There is one exception, however: San Francisco. The popularity of ceramics in the Bay Area, among galleries and collectors, may be an isolated phenomenon, but it wasn’t achieved through isolating ceramics from other art. Several of the area’s most important galleries show ceramic work alongside painting and sculpture and, for most ceramic artists, Levin said, “that is the way things should go.”

Although she concludes in the preface to her book that American ceramics “has earned its place within the mainstream of American art,” Levin conceded that disparities, segregation and condescension still plague the medium.

“The art world has opened the door a foot, maybe a foot and a half,” she said, but she attributed the move more to economic forces than to a sudden recognition of the value of ceramic art. As prices of painting and sculpture soar to obscene heights, buyers with earthbound budgets are looking more and more at works made in clay, relative bargains in today’s art market.

“If that’s what it takes to recognize ceramic sculpture and vessels as an art form, I’m not averse to it,” Levin said.

Nevertheless, in contemporary society, a high price tag marks a work with greater cultural and qualitative value than a low price does, and ceramics have not only lagged behind in price, they’ve always lagged behind in status, too.

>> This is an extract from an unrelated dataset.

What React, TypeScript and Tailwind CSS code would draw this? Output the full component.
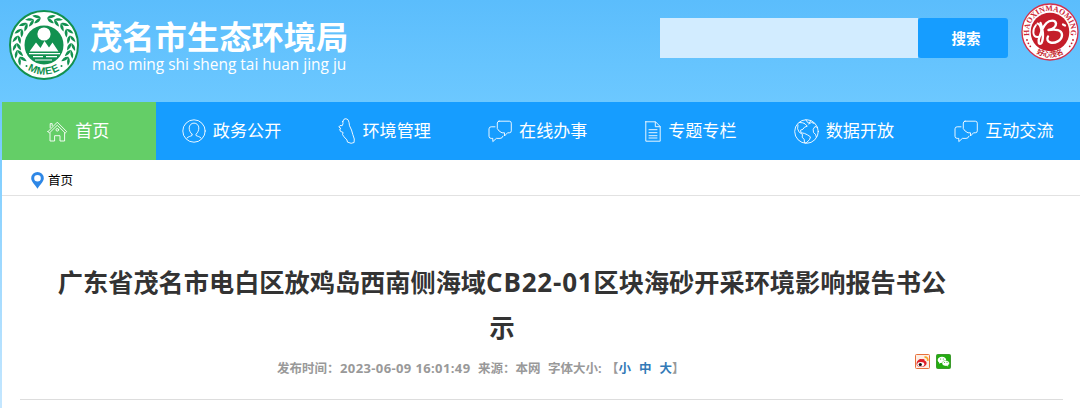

“It’s that pottery background,” Levin explained. “How do you make a material valuable when people think of it as dug out of the earth? Historically, many other cultures gave it an enormous amount of value. They gave it value when they planted figures of pregnant women in the soil, because they really felt those images would increase agricultural production. But that isn’t the part of ceramics, unfortunately, that has nurtured today’s kind of objects. It has in the eyes of the artists, but not in the eyes of the public.”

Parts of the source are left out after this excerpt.